Abstract

Earthquake geohazards that occur throughout the Borneo Block, especially in SW Borneo, cannot be reconciled within the classical earthquake mechanism and a uniform stress field, and unfulfilled earthquake forecast for many years. In this paper, we present a new inventory of 37 Borneo earthquakes, and focal mechanisms show that in NE Borneo earthquakes and aftershocks are dominated by NW-trending normal faults, in East Borneo earthquakes are controlled by the reactivation of NW-trending sinistral strike-slip faults, and the NE-trending thrusts acted as the main seismogenic faults in the SE Borneo seismicity zone. We calculated the Coulomb stress and observed the shallow faults exhibiting a high coefficient response to the Coulomb stress change and all these earthquakes under the Coulomb failure regime have decreased by the stress shadows or are triggered by dynamic stress increase and propagation.

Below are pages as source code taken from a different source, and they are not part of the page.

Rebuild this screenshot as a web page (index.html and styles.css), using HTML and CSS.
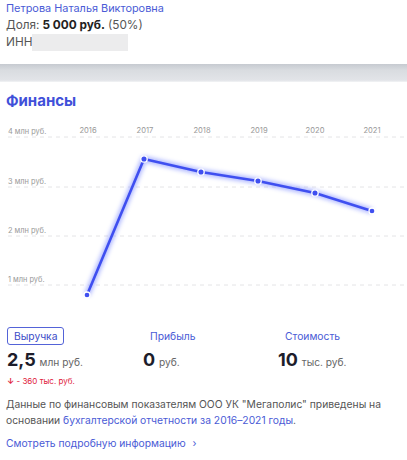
FILE: index.html
```html
<!DOCTYPE html>
<html lang="ru">
<head>
<meta charset="utf-8">
<link rel="stylesheet" href="styles.css">
</head>
<body>
<div class="owner">
  <div class="owner-name">Петрова Наталья Викторовна</div>
  <div class="owner-line">Доля: <b>5 000 руб.</b> (50%)</div>
  <div class="owner-line">ИНН<span class="inn-mask"></span></div>
</div>
<div class="band"></div>
<div class="finance">
  <h2 class="title">Финансы</h2>
  <svg class="chart" width="407" height="190" viewBox="0 118 407 190">
    <defs>
      <filter id="glow" x="-20%" y="-20%" width="140%" height="140%">
        <feGaussianBlur stdDeviation="2.2"/>
      </filter>
    </defs>
    <g class="grid">
      <line x1="8" y1="137" x2="407" y2="137"/>
      <line x1="8" y1="187" x2="407" y2="187"/>
      <line x1="8" y1="236" x2="407" y2="236"/>
      <line x1="8" y1="285" x2="407" y2="285"/>
    </g>
    <g class="ylab">
      <text x="8" y="134">4 млн руб.</text>
      <text x="8" y="184">3 млн руб.</text>
      <text x="8" y="233">2 млн руб.</text>
      <text x="8" y="282">1 млн руб.</text>
    </g>
    <g class="xlab">
      <text x="88" y="133">2016</text>
      <text x="145" y="133">2017</text>
      <text x="202" y="133">2018</text>
      <text x="259" y="133">2019</text>
      <text x="315" y="133">2020</text>
      <text x="372" y="133">2021</text>
    </g>
    <polyline class="glow" filter="url(#glow)" points="87,295 144,159 201,172 258,181 315,193 372,211"/>
    <polyline class="line" points="87,295 144,159 201,172 258,181 315,193 372,211"/>
    <g class="dots">
      <circle cx="87" cy="295" r="3"/>
      <circle cx="144" cy="159" r="3.2"/>
      <circle cx="201" cy="172" r="3.2"/>
      <circle cx="258" cy="181" r="3.2"/>
      <circle cx="315" cy="193" r="3.2"/>
      <circle cx="372" cy="211" r="3"/>
    </g>
  </svg>
  <div class="metrics">
    <div class="metric">
      <div class="tab active">Выручка</div>
      <div class="value"><b>2,5</b> млн руб.</div>
      <div class="delta"><span class="arrow">&#8595;</span> - 360 тыс. руб.</div>
    </div>
    <div class="metric">
      <div class="tab">Прибыль</div>
      <div class="value"><b>0</b> руб.</div>
    </div>
    <div class="metric">
      <div class="tab">Стоимость</div>
      <div class="value"><b>10</b> тыс. руб.</div>
    </div>
  </div>
  <p class="note">Данные по финансовым показателям ООО УК "Мегаполис" приведены на основании <span class="link">бухгалтерской отчетности за 2016–2021 годы</span>.</p>
  <div class="more">Смотреть подробную информацию <span class="chev">&#8250;</span></div>
</div>
</body>
</html>
```
FILE: styles.css
```css
* { box-sizing: border-box; }
html, body { margin: 0; padding: 0; background: #fff; }
body {
  font-family: Inter, "Noto Sans", sans-serif;
  color: #222;
  width: 407px;
  height: 460px;
  overflow: hidden;
}
.owner {
  padding: 0 6px;
  height: 64px;
  font-size: 11.8px;
  line-height: 17px;
}
.owner-name {
  color: #4a5bd6;
  font-size: 10.9px;
}
.owner-line { color: #555; display: flex; align-items: center; }
.owner-line b { color: #222; font-weight: 700; margin-left: 3px; margin-right: 3px; }
.inn-mask {
  display: inline-block;
  width: 96px;
  height: 17px;
  background: #ececed;
  margin-left: 0;
}
.band {
  height: 18px;
  background: linear-gradient(#c6cad0 0%, #d9dce0 35%, #e2e4e8 90%, #f3f4f6 100%);
}
.title {
  margin: 0;
  padding: 9px 6px 0;
  height: 36px;
  font-size: 15px;
  line-height: 20px;
  font-weight: 700;
  color: #3f50d9;
}
.chart { display: block; }
.grid line { stroke: #e4e4e6; stroke-width: 1; stroke-dasharray: 4 4; }
.ylab text { font-size: 7.4px; fill: #999; font-family: Inter, sans-serif; }
.xlab text { font-size: 7.6px; fill: #999; text-anchor: middle; font-family: Inter, sans-serif; }
.glow { fill: none; stroke: #8f9bff; stroke-width: 6; opacity: 0.7; stroke-linejoin: round; }
.line { fill: none; stroke: #3f4ff0; stroke-width: 2.6; stroke-linejoin: round; stroke-linecap: round; }
.dots circle { fill: #3f4ff0; stroke: #fff; stroke-width: 1.3; }
.metrics {
  display: grid;
  grid-template-columns: 136px 135px 136px;
  padding-left: 7px;
  margin-top: 19px;
}
.metric { display: flex; flex-direction: column; align-items: flex-start; }
.tab {
  font-size: 10.3px;
  line-height: 16px;
  color: #4a5bd6;
  padding: 0 6px;
  border: 1px solid transparent;
  border-radius: 3px;
}
.tab.active { border-color: #5363d8; color: #3c4cc8; }
.value {
  margin-top: 4px;
  font-size: 10.2px;
  color: #666;
  line-height: 22px;
}
.value b { font-size: 18px; color: #1d1d2b; font-weight: 700; margin-right: 1px; }
.delta {
  font-size: 8px;
  color: #e0213a;
  line-height: 14px;
  margin-top: 1px;
}
.arrow { font-weight: 700; }
.note {
  margin: 8px 0 0;
  padding: 0 6px;
  font-size: 10.3px;
  line-height: 16px;
  color: #555;
}
.link { color: #4a5bd6; }
.more {
  padding: 0 6px;
  margin-top: 7px;
  font-size: 10.3px;
  line-height: 16px;
  color: #4a5bd6;
}
.chev { margin-left: 4px; }
```
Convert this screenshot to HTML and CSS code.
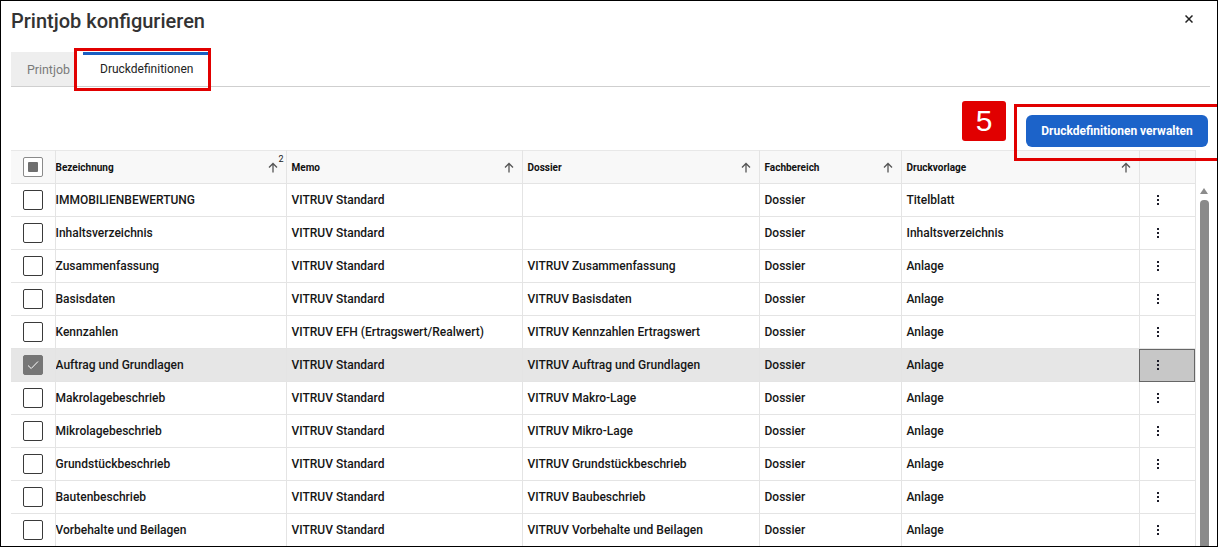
FILE: index.html
```html
<!DOCTYPE html>
<html lang="de">
<head>
<meta charset="utf-8">
<title>Printjob konfigurieren</title>
<link rel="stylesheet" href="styles.css">
</head>
<body>
<div class="dialog">
  <div class="dlg-head">
    <h1 class="dlg-title">Printjob konfigurieren</h1>
    <button class="dlg-close" aria-label="Schliessen">
      <svg width="8" height="8" viewBox="0 0 8 8"><path d="M0.5 0.5L7.5 7.5M7.5 0.5L0.5 7.5" stroke="#222" stroke-width="1.5"/></svg>
    </button>
  </div>

  <div class="tabs">
    <div class="tab">Printjob</div>
    <div class="tab tab-active">Druckdefinitionen</div>
  </div>

  <div class="toolbar">
    <button class="btn-primary">Druckdefinitionen verwalten</button>
  </div>

  <div class="grid-wrap">
    <table class="grid">
      <colgroup>
        <col class="c-check"><col class="c-bez"><col class="c-memo"><col class="c-dos"><col class="c-fach"><col class="c-vor"><col class="c-act">
      </colgroup>
      <thead>
        <tr>
          <th class="cell-check"><span class="cb cb-indet"></span></th>
          <th class="first"><div class="th-in"><span>Bezeichnung</span><span class="sort"><svg width="10" height="11" viewBox="0 0 10 11"><path d="M5 10.5V1.5M1 5.5L5 1.5L9 5.5" fill="none" stroke="#555" stroke-width="1.3"/></svg><sup class="sort-idx">2</sup></span></div></th>
          <th><div class="th-in"><span>Memo</span><span class="sort"><svg width="10" height="11" viewBox="0 0 10 11"><path d="M5 10.5V1.5M1 5.5L5 1.5L9 5.5" fill="none" stroke="#555" stroke-width="1.3"/></svg></span></div></th>
          <th><div class="th-in"><span>Dossier</span><span class="sort"><svg width="10" height="11" viewBox="0 0 10 11"><path d="M5 10.5V1.5M1 5.5L5 1.5L9 5.5" fill="none" stroke="#555" stroke-width="1.3"/></svg></span></div></th>
          <th><div class="th-in"><span>Fachbereich</span><span class="sort"><svg width="10" height="11" viewBox="0 0 10 11"><path d="M5 10.5V1.5M1 5.5L5 1.5L9 5.5" fill="none" stroke="#555" stroke-width="1.3"/></svg></span></div></th>
          <th><div class="th-in"><span>Druckvorlage</span><span class="sort"><svg width="10" height="11" viewBox="0 0 10 11"><path d="M5 10.5V1.5M1 5.5L5 1.5L9 5.5" fill="none" stroke="#555" stroke-width="1.3"/></svg></span></div></th>
          <th class="cell-act"></th>
        </tr>
      </thead>
      <tbody>
        <tr><td class="cell-check"><span class="cb"></span></td><td class="first">IMMOBILIENBEWERTUNG</td><td>VITRUV Standard</td><td></td><td>Dossier</td><td>Titelblatt</td><td class="cell-act"><span class="kebab"><i></i><i></i><i></i></span></td></tr>
        <tr><td class="cell-check"><span class="cb"></span></td><td class="first">Inhaltsverzeichnis</td><td>VITRUV Standard</td><td></td><td>Dossier</td><td>Inhaltsverzeichnis</td><td class="cell-act"><span class="kebab"><i></i><i></i><i></i></span></td></tr>
        <tr><td class="cell-check"><span class="cb"></span></td><td class="first">Zusammenfassung</td><td>VITRUV Standard</td><td>VITRUV Zusammenfassung</td><td>Dossier</td><td>Anlage</td><td class="cell-act"><span class="kebab"><i></i><i></i><i></i></span></td></tr>
        <tr><td class="cell-check"><span class="cb"></span></td><td class="first">Basisdaten</td><td>VITRUV Standard</td><td>VITRUV Basisdaten</td><td>Dossier</td><td>Anlage</td><td class="cell-act"><span class="kebab"><i></i><i></i><i></i></span></td></tr>
        <tr><td class="cell-check"><span class="cb"></span></td><td class="first">Kennzahlen</td><td>VITRUV EFH (Ertragswert/Realwert)</td><td>VITRUV Kennzahlen Ertragswert</td><td>Dossier</td><td>Anlage</td><td class="cell-act"><span class="kebab"><i></i><i></i><i></i></span></td></tr>
        <tr class="selected"><td class="cell-check"><span class="cb cb-checked"><svg width="12" height="10" viewBox="0 0 12 10"><path d="M1 5.5L4.2 8.5L11 1.5" fill="none" stroke="#fff" stroke-width="1"/></svg></span></td><td class="first">Auftrag und Grundlagen</td><td>VITRUV Standard</td><td>VITRUV Auftrag und Grundlagen</td><td>Dossier</td><td>Anlage</td><td class="cell-act act-focus"><span class="kebab"><i></i><i></i><i></i></span></td></tr>
        <tr><td class="cell-check"><span class="cb"></span></td><td class="first">Makrolagebeschrieb</td><td>VITRUV Standard</td><td>VITRUV Makro-Lage</td><td>Dossier</td><td>Anlage</td><td class="cell-act"><span class="kebab"><i></i><i></i><i></i></span></td></tr>
        <tr><td class="cell-check"><span class="cb"></span></td><td class="first">Mikrolagebeschrieb</td><td>VITRUV Standard</td><td>VITRUV Mikro-Lage</td><td>Dossier</td><td>Anlage</td><td class="cell-act"><span class="kebab"><i></i><i></i><i></i></span></td></tr>
        <tr><td class="cell-check"><span class="cb"></span></td><td class="first">Grundstückbeschrieb</td><td>VITRUV Standard</td><td>VITRUV Grundstückbeschrieb</td><td>Dossier</td><td>Anlage</td><td class="cell-act"><span class="kebab"><i></i><i></i><i></i></span></td></tr>
        <tr><td class="cell-check"><span class="cb"></span></td><td class="first">Bautenbeschrieb</td><td>VITRUV Standard</td><td>VITRUV Baubeschrieb</td><td>Dossier</td><td>Anlage</td><td class="cell-act"><span class="kebab"><i></i><i></i><i></i></span></td></tr>
        <tr><td class="cell-check"><span class="cb"></span></td><td class="first">Vorbehalte und Beilagen</td><td>VITRUV Standard</td><td>VITRUV Vorbehalte und Beilagen</td><td>Dossier</td><td>Anlage</td><td class="cell-act"><span class="kebab"><i></i><i></i><i></i></span></td></tr>
      </tbody>
    </table>
    <div class="vscroll">
      <span class="vs-up"></span>
      <span class="vs-thumb"></span>
    </div>
  </div>
</div>

<div class="annot annot-tab"></div>
<div class="annot annot-btn"></div>
<div class="annot-badge">5</div>
</body>
</html>
```

FILE: styles.css
```css
* { box-sizing: border-box; }

html, body {
  margin: 0;
  padding: 0;
}

body {
  width: 1218px;
  height: 547px;
  border: 1px solid #000;
  background: #fff;
  font-family: Roboto, "Liberation Sans", Arial, sans-serif;
  color: #1f1f1f;
  overflow: hidden;
  position: relative;
}

.dialog {
  padding: 8px 6px 0 10px;
  display: flex;
  flex-direction: column;
}

.dlg-head {
  display: flex;
  align-items: center;
  justify-content: space-between;
  height: 24px;
}

.dlg-title {
  margin: 0;
  font-size: 20px;
  font-weight: 500;
  line-height: 24px;
  color: #333;
}

.dlg-close {
  border: 0;
  background: transparent;
  padding: 0;
  width: 8px;
  height: 8px;
  margin-right: 18px;
  margin-top: -4px;
  display: flex;
}

.tabs {
  margin-top: 19px;
  display: flex;
  gap: 8px;
  border-bottom: 1px solid #cfcfcf;
  height: 35px;
  margin-right: 1px;
}

.tab {
  height: 34px;
  width: 64px;
  display: flex;
  align-items: center;
  padding: 0 0 0 16px;
  font-size: 12.4px;
  color: #7a7a7a;
  background: #eeeeee;
}

.tab-active {
  width: 125px;
  background: #fff;
  color: #222;
  font-size: 12px;
  border-top: 3px solid #1a5fc2;
  padding: 0 0 3px 17px;
}

.toolbar {
  display: flex;
  justify-content: flex-end;
  padding: 28px 3px 3px 0;
}

.btn-primary {
  width: 182px;
  height: 32px;
  border: 0;
  border-radius: 6px;
  background: #1c63c9;
  color: #fff;
  font-family: Roboto, "Liberation Sans", Arial, sans-serif;
  font-size: 12px;
  font-weight: 700;
  padding: 0;
}

.grid-wrap {
  display: flex;
  align-items: flex-start;
}

.grid {
  width: 1184px;
  table-layout: fixed;
  border-collapse: collapse;
  font-size: 12px;
}

.c-check { width: 44px; }
.c-bez { width: 231px; }
.c-memo { width: 236px; }
.c-dos { width: 237px; }
.c-fach { width: 142px; }
.c-vor { width: 238px; }
.c-act { width: 56px; }

.grid th,
.grid td {
  height: 33px;
  padding: 0 0 0 5px;
  border: 1px solid #e4e4e4;
  text-align: left;
  white-space: nowrap;
  overflow: hidden;
}

.grid tr > :first-child { border-left: 0; }

.grid thead th {
  background: #f8f8f8;
  font-size: 10px;
  font-weight: 700;
  color: #111;
  border-top: 1px solid #e8e8e8;
}

.grid .first { padding-left: 0; }

.th-in {
  display: flex;
  align-items: center;
  justify-content: space-between;
  padding-right: 8px;
}

.sort {
  position: relative;
  display: flex;
  align-items: center;
}

.sort-idx {
  position: absolute;
  right: -6px;
  top: -7px;
  font-size: 9px;
  font-weight: 400;
  line-height: 1;
  color: #222;
}

.grid td {
  color: #161616;
  font-weight: 500;
}

.grid .cell-check {
  padding: 0;
  text-align: center;
}

.cb {
  display: inline-flex;
  align-items: center;
  justify-content: center;
  width: 20px;
  height: 20px;
  border: 1px solid #3a3a3a;
  border-radius: 2px;
  vertical-align: middle;
  background: #fff;
}

.cb-indet {
  border-color: #8a8a8a;
}

.cb-indet::after {
  content: "";
  width: 10px;
  height: 10px;
  background: #6f6f6f;
  border-radius: 1px;
}

.cb-checked {
  background: #767676;
  border-color: #767676;
}

.grid tr.selected td {
  background: #e6e6e6;
}

.grid .cell-act {
  padding: 0 0 0 17px;
  text-align: left;
}

.grid tr.selected td.act-focus {
  background: #c7c7c7;
  outline: 1px solid #666;
  outline-offset: -1px;
}

.kebab {
  display: inline-flex;
  flex-direction: column;
  gap: 2px;
  vertical-align: middle;
  margin-top: -2px;
}

.kebab i {
  display: block;
  width: 2px;
  height: 2px;
  background: #1d1d2a;
}

.vscroll {
  width: 15px;
  margin-top: 33px;
  padding: 5px 2px 0 4px;
  display: flex;
  flex-direction: column;
  align-items: center;
  gap: 6px;
  height: 364px;
}

.vs-up {
  width: 0;
  height: 0;
  border-left: 4.5px solid transparent;
  border-right: 4.5px solid transparent;
  border-bottom: 6px solid #8c8c8c;
}

.vs-thumb {
  width: 9px;
  flex: 1;
  background: #8a8a8a;
  border-radius: 4px 4px 0 0;
}

/* annotation overlays */
.annot {
  position: absolute;
  border: 3px solid #e10000;
  pointer-events: none;
}

.annot-tab {
  left: 73px;
  top: 47px;
  width: 137px;
  height: 43px;
}

.annot-btn {
  left: 1013px;
  top: 103px;
  width: 210px;
  height: 57px;
}

.annot-badge {
  position: absolute;
  left: 961px;
  top: 100px;
  width: 44px;
  height: 40px;
  background: #e10000;
  border-radius: 3px;
  color: #fff;
  font-family: "Liberation Sans", Arial, sans-serif;
  font-size: 30px;
  line-height: 40px;
  text-align: center;
}
```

We performed a research using the horizontal GPS velocity displacements and vertical seismic sections and found that the micro-blocks convergence occurred here corresponding to the Coulomb stress distribution, and can best explain the earthquake mechanism within the “Borneo Block”. Additionally, the earthquakes in SW Borneo showing a concordant focal mechanism along the Red-River Fault-Tinjar Fault-Sumatra Trench, are deduced to have formed along the “Sunda Block” boundary. Finally, the micro-block boundaries determined from the heatflux map can be effective in describing the main and aftershocks distribution in SE Asia, and the deep-shallow coupling dynamic model is proposed to solve the stress loading for these crustal-scale earthquakes and the responses to plate convergence in SE Asia.